Extract each line of the material that follows exactly and omit its pictures.

____

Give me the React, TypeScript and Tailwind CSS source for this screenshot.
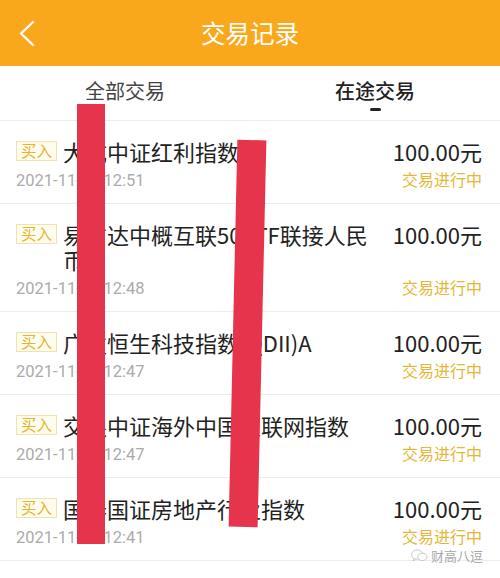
import React from "react";

type Trade = {
  name: string;
  time: string;
  amount: string;
};

const trades: Trade[] = [
  { name: "大成中证红利指数", time: "2021-11-26 12:51", amount: "100.00元" },
  { name: "易方达中概互联50ETF联接人民币", time: "2021-11-26 12:48", amount: "100.00元" },
  { name: "广发恒生科技指数(QDII)A", time: "2021-11-26 12:47", amount: "100.00元" },
  { name: "交银中证海外中国互联网指数", time: "2021-11-26 12:47", amount: "100.00元" },
  { name: "国泰国证房地产行业指数", time: "2021-11-26 12:41", amount: "100.00元" },
];

const TradeRow: React.FC<{ trade: Trade }> = ({ trade }) => (
  <div className="flex border-b border-[#ececec] pt-[18px] pb-[12px] pl-[16px] pr-[18px]">
    {/* left: badge + name, date */}
    <div className="flex min-w-0 flex-1 flex-col">
      <div className="flex items-start">
        <span className="mt-[2px] flex h-[20px] w-[41px] shrink-0 items-center justify-center border border-[#f1e3ad] bg-[#fffcee] text-[15.5px] leading-none text-[#e3b536]">
          买入
        </span>
        <p className="ml-[6px] mr-[20px] min-w-0 text-[22px] leading-[25px] text-[#222]">
          {trade.name}
        </p>
      </div>
      <p
        className="mt-[7px] text-[16.5px] leading-[20px] text-[#ababab]"
        style={{ fontFamily: 'Roboto, "Noto Sans", sans-serif' }}
      >
        {trade.time}
      </p>
    </div>

    {/* right: amount, status */}
    <div className="flex shrink-0 flex-col items-end justify-between">
      <p className="text-[22px] leading-[25px] text-[#222]">{trade.amount}</p>
      <p className="mb-[3px] text-[16px] leading-[17px] text-[#e6b737]">交易进行中</p>
    </div>
  </div>
);

export default function App() {
  return (
    <div
      className="relative h-[578px] w-[500px] overflow-hidden bg-white"
      style={{ fontFamily: '"Noto Sans CJK SC", "Noto Sans", sans-serif' }}
    >
      {/* Header */}
      <div className="relative flex h-[66px] items-center justify-center bg-[#f9a81b]">
        <svg
          className="absolute left-[18px] top-[20px]"
          width="18"
          height="28"
          viewBox="0 0 18 28"
          fill="none"
        >
          <polyline
            points="15,2 3,13.5 15,25"
            stroke="#fff"
            strokeWidth="2.4"
            strokeLinecap="round"
            strokeLinejoin="round"
          />
        </svg>
        <h1 className="text-[24.5px] leading-none text-white">交易记录</h1>
      </div>

      {/* Tabs */}
      <div className="flex h-[55px] border-b border-[#ececec]">
        <div className="flex flex-1 flex-col items-center pt-[13px]">
          <span className="text-[20px] leading-[24px] text-[#444]">全部交易</span>
        </div>
        <div className="flex flex-1 flex-col items-center pt-[13px]">
          <span className="text-[20px] font-medium leading-[24px] text-[#222]">在途交易</span>
          <span className="mt-[5px] h-[3px] w-[11px] rounded-full bg-[#222]" />
        </div>
      </div>

      {/* List */}
      <div>
        {trades.map((t, i) => (
          <TradeRow key={i} trade={t} />
        ))}
      </div>

      {/* marker strokes over the list */}
      <div className="absolute left-[77px] top-[104px] h-[440px] w-[28px] bg-[#e5344b]" />
      <div className="absolute left-[233px] top-[140px] h-[387px] w-[29px] rotate-[1.3deg] bg-[#e5344b]" />

      {/* watermark */}
      <div className="absolute left-[410px] top-[549px] flex items-center gap-[2px] text-[13px] leading-[13px] text-[#a9a9a9]">
        <svg width="19" height="13" viewBox="0 0 19 14" fill="none" stroke="#c4c4c4" strokeWidth="1">
          <ellipse cx="7" cy="6" rx="6" ry="5" />
          <ellipse cx="12.5" cy="8.5" rx="5" ry="4" fill="#fff" />
          <path d="M3 10.5 L2.5 13 L5 11.3" />
        </svg>
        <span>财高八逗</span>
      </div>
    </div>
  );
}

____

:: Correct answer ::
Give me the React, TypeScript and Tailwind CSS source for this screenshot.
import React from "react";

type Trade = {
  name: string;
  time: string;
  amount: string;
};

const trades: Trade[] = [
  { name: "大成中证红利指数", time: "2021-11-26 12:51", amount: "100.00元" },
  { name: "易方达中概互联50ETF联接人民币", time: "2021-11-26 12:48", amount: "100.00元" },
  { name: "广发恒生科技指数(QDII)A", time: "2021-11-26 12:47", amount: "100.00元" },
  { name: "交银中证海外中国互联网指数", time: "2021-11-26 12:47", amount: "100.00元" },
  { name: "国泰国证房地产行业指数", time: "2021-11-26 12:41", amount: "100.00元" },
];

const TradeRow: React.FC<{ trade: Trade }> = ({ trade }) => (
  <div className="flex border-b border-[#ececec] pt-[18px] pb-[12px] pl-[16px] pr-[18px]">
    {/* left: badge + name, date */}
    <div className="flex min-w-0 flex-1 flex-col">
      <div className="flex items-start">
        <span className="mt-[2px] flex h-[20px] w-[41px] shrink-0 items-center justify-center border border-[#f1e3ad] bg-[#fffcee] text-[15.5px] leading-none text-[#e3b536]">
          买入
        </span>
        <p className="ml-[6px] mr-[20px] min-w-0 text-[22px] leading-[25px] text-[#222]">
          {trade.name}
        </p>
      </div>
      <p
        className="mt-[7px] text-[16.5px] leading-[20px] text-[#ababab]"
        style={{ fontFamily: 'Roboto, "Noto Sans", sans-serif' }}
      >
        {trade.time}
      </p>
    </div>

    {/* right: amount, status */}
    <div className="flex shrink-0 flex-col items-end justify-between">
      <p className="text-[22px] leading-[25px] text-[#222]">{trade.amount}</p>
      <p className="mb-[3px] text-[16px] leading-[17px] text-[#e6b737]">交易进行中</p>
    </div>
  </div>
);

export default function App() {
  return (
    <div
      className="relative h-[578px] w-[500px] overflow-hidden bg-white"
      style={{ fontFamily: '"Noto Sans CJK SC", "Noto Sans", sans-serif' }}
    >
      {/* Header */}
      <div className="relative flex h-[66px] items-center justify-center bg-[#f9a81b]">
        <svg
          className="absolute left-[18px] top-[20px]"
          width="18"
          height="28"
          viewBox="0 0 18 28"
          fill="none"
        >
          <polyline
            points="15,2 3,13.5 15,25"
            stroke="#fff"
            strokeWidth="2.4"
            strokeLinecap="round"
            strokeLinejoin="round"
          />
        </svg>
        <h1 className="text-[24.5px] leading-none text-white">交易记录</h1>
      </div>

      {/* Tabs */}
      <div className="flex h-[55px] border-b border-[#ececec]">
        <div className="flex flex-1 flex-col items-center pt-[13px]">
          <span className="text-[20px] leading-[24px] text-[#444]">全部交易</span>
        </div>
        <div className="flex flex-1 flex-col items-center pt-[13px]">
          <span className="text-[20px] font-medium leading-[24px] text-[#222]">在途交易</span>
          <span className="mt-[5px] h-[3px] w-[11px] rounded-full bg-[#222]" />
        </div>
      </div>

      {/* List */}
      <div>
        {trades.map((t, i) => (
          <TradeRow key={i} trade={t} />
        ))}
      </div>

      {/* marker strokes over the list */}
      <div className="absolute left-[77px] top-[104px] h-[440px] w-[28px] bg-[#e5344b]" />
      <div className="absolute left-[233px] top-[140px] h-[387px] w-[29px] rotate-[1.3deg] bg-[#e5344b]" />

      {/* watermark */}
      <div className="absolute left-[410px] top-[549px] flex items-center gap-[2px] text-[13px] leading-[13px] text-[#a9a9a9]">
        <svg width="19" height="13" viewBox="0 0 19 14" fill="none" stroke="#c4c4c4" strokeWidth="1">
          <ellipse cx="7" cy="6" rx="6" ry="5" />
          <ellipse cx="12.5" cy="8.5" rx="5" ry="4" fill="#fff" />
          <path d="M3 10.5 L2.5 13 L5 11.3" />
        </svg>
        <span>财高八逗</span>
      </div>
    </div>
  );
}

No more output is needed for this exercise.